Self-Care, Unmasked: The Hardest and Most Effective Form of Self-Care — with Jennifer Urezzio

Why self-care isn't working (and the one practice that actually does)

You're doing the face masks. You're booking the massages. You're buying the candles and the journals and the bath salts. And somehow, you still feel like you're running on fumes.

That's not because you're doing self-care wrong. It's because the version of self-care most of us practice skips the part that actually matters. We go straight to the spa and skip the part where we stop being cruel to ourselves on the massage table. We light the candle and then spend the next 20 minutes replaying every conversation we wish we'd handled differently.

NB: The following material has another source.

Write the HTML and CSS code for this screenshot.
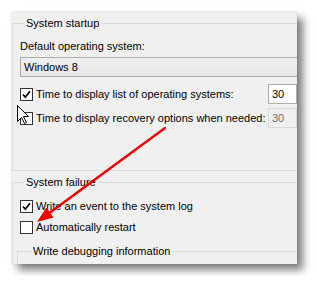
FILE: index.html
```html
<!DOCTYPE html>
<html lang="en">
  <head>
    <meta charset="UTF-8" />
    <title>Startup and Recovery</title>
    <link rel="stylesheet" href="styles.css">
  </head>
  <body>
    <div class="window">
      <fieldset class="group startup">
        <legend>System startup</legend>
        <div class="label">Default operating system:</div>
        <div class="combo">Windows 8</div>
        <div class="row">
          <span class="check"><svg viewBox="0 0 11 11"><path d="M2 5.5 L4.3 8.2 L9 2.2" /></svg></span>
          <span class="text">Time to display list of operating systems:</span>
          <span class="num">30</span>
        </div>
        <div class="row">
          <span class="check"></span>
          <span class="text">Time to display recovery options when needed:</span>
          <span class="num disabled">30</span>
        </div>
      </fieldset>

      <fieldset class="group failure">
        <legend>System failure</legend>
        <div class="row short">
          <span class="check"><svg viewBox="0 0 11 11"><path d="M2 5.5 L4.3 8.2 L9 2.2" /></svg></span>
          <span class="text">Write an event to the system log</span>
        </div>
        <div class="row short">
          <span class="check"></span>
          <span class="text">Automatically restart</span>
        </div>
        <fieldset class="group debug">
          <legend>Write debugging information</legend>
        </fieldset>
      </fieldset>
    </div>

    <!-- annotation: red arrow and mouse pointer drawn over the screenshot -->
    <svg class="overlay" width="317" height="284" viewBox="0 0 317 284">
      <line x1="165" y1="128" x2="48" y2="214" stroke="#f00000" stroke-width="2.4" stroke-linecap="round" />
      <polygon points="37,222 53.5,217.5 46.3,207.5" fill="#f00000" />
      <polygon points="17.5,105.5 17.5,121.5 21.5,117.5 24.5,123.5 26.5,122.5 23.5,116.5 28.5,116.5"
        fill="#fff" stroke="#000" stroke-width="1" stroke-linejoin="round" />
    </svg>
  </body>
</html>
```

FILE: styles.css
```css
body {
  margin: 0;
  padding: 12px;
  background: #fff;
  font-family: "Liberation Sans", Arial, sans-serif;
  font-size: 11px;
  color: #000;
}

.window {
  width: 285px;
  height: 252px;
  background: #f0f0f0;
  overflow: hidden;
  box-shadow: 6px 6px 8px rgba(0, 0, 0, 0.5), 0 0 2px rgba(0, 0, 0, 0.15);
}

.group {
  margin: 0 -20px 0 0;
  padding: 0 0 0 7px;
  border: 1px solid #dcdcdc;
}

.group legend {
  margin-left: 4px;
  padding: 0 2px;
  line-height: 14px;
}

.startup {
  margin-top: 4px;
  padding-bottom: 42px;
}

.failure {
  margin-top: 4px;
  padding-bottom: 20px;
}

.debug {
  margin: 10px -20px 0 -3px;
  height: 40px;
}

.debug legend {
  margin-left: 6px;
}

.label {
  margin-top: 9px;
  line-height: 14px;
}

.combo {
  margin-top: 4px;
  height: 18px;
  line-height: 18px;
  padding-left: 3px;
  border: 1px solid #acacac;
  background: linear-gradient(to bottom, #f0f0f0, #e5e5e5);
}

.row {
  display: flex;
  align-items: center;
  width: 277px;
  height: 20px;
  margin-top: 7px;
}

.row + .row {
  margin-top: 4px;
}

.row.short {
  height: 14px;
  margin-top: 10px;
}

.row.short + .row.short {
  margin-top: 7px;
}

.check {
  width: 11px;
  height: 11px;
  border: 1px solid #333;
  background: #fff;
  flex: none;
}

.check svg {
  display: block;
  width: 11px;
  height: 11px;
}

.check path {
  fill: none;
  stroke: #000;
  stroke-width: 1.8;
}

.text {
  margin-left: 3px;
  white-space: nowrap;
}

.num {
  margin-left: auto;
  width: 24px;
  height: 18px;
  line-height: 18px;
  padding-left: 3px;
  border: 1px solid #abadb3;
  background: #fff;
}

.num.disabled {
  border-color: #d9d9d9;
  background: #f0f0f0;
  color: #6d6d6d;
}

.overlay {
  position: absolute;
  top: 0;
  left: 0;
  pointer-events: none;
}
```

The rituals aren't the problem. The problem is that no amount of external soothing will stick if the internal monologue is still tearing you apart.

The most effective form of self-care is also the hardest

The simplest and most powerful act of self-care is learning to profoundly love and accept yourself. Not in a greeting card way. In a daily, practiced, sometimes excruciating way. The kind where you look yourself in the eye in the mirror and say something kind even when every part of you wants to catalog your failures instead.

Most people skip this because it doesn't feel like a practice. It feels like a platitude. But the gap between knowing you should love yourself and actually doing it on a Tuesday morning when you've already snapped at someone, missed a deadline, and forgotten to eat lunch is enormous. That gap is where the real work lives.

Why self-criticism feels productive (but keeps you stuck)

Here's the part that makes this tricky: beating yourself up feels like progress. If you're constantly reminding yourself of how badly you handled something, your brain files that under "learning." You think you're protecting yourself from repeating the pattern.

But self-criticism as a protection technique doesn't actually work. It doesn't give you a better option for next time. It just replays the worst version of the last time, on a loop, forever. You're not learning. You're stuck in a wheel where the only lesson is "you messed up" and the only assignment is to feel terrible about it indefinitely.

We've been taught to learn through struggle and pain, so when we're suffering, we assume we must be growing. We're not. We're just suffering. And the energy we spend on that suffering is the same energy it would take to actually practice something different.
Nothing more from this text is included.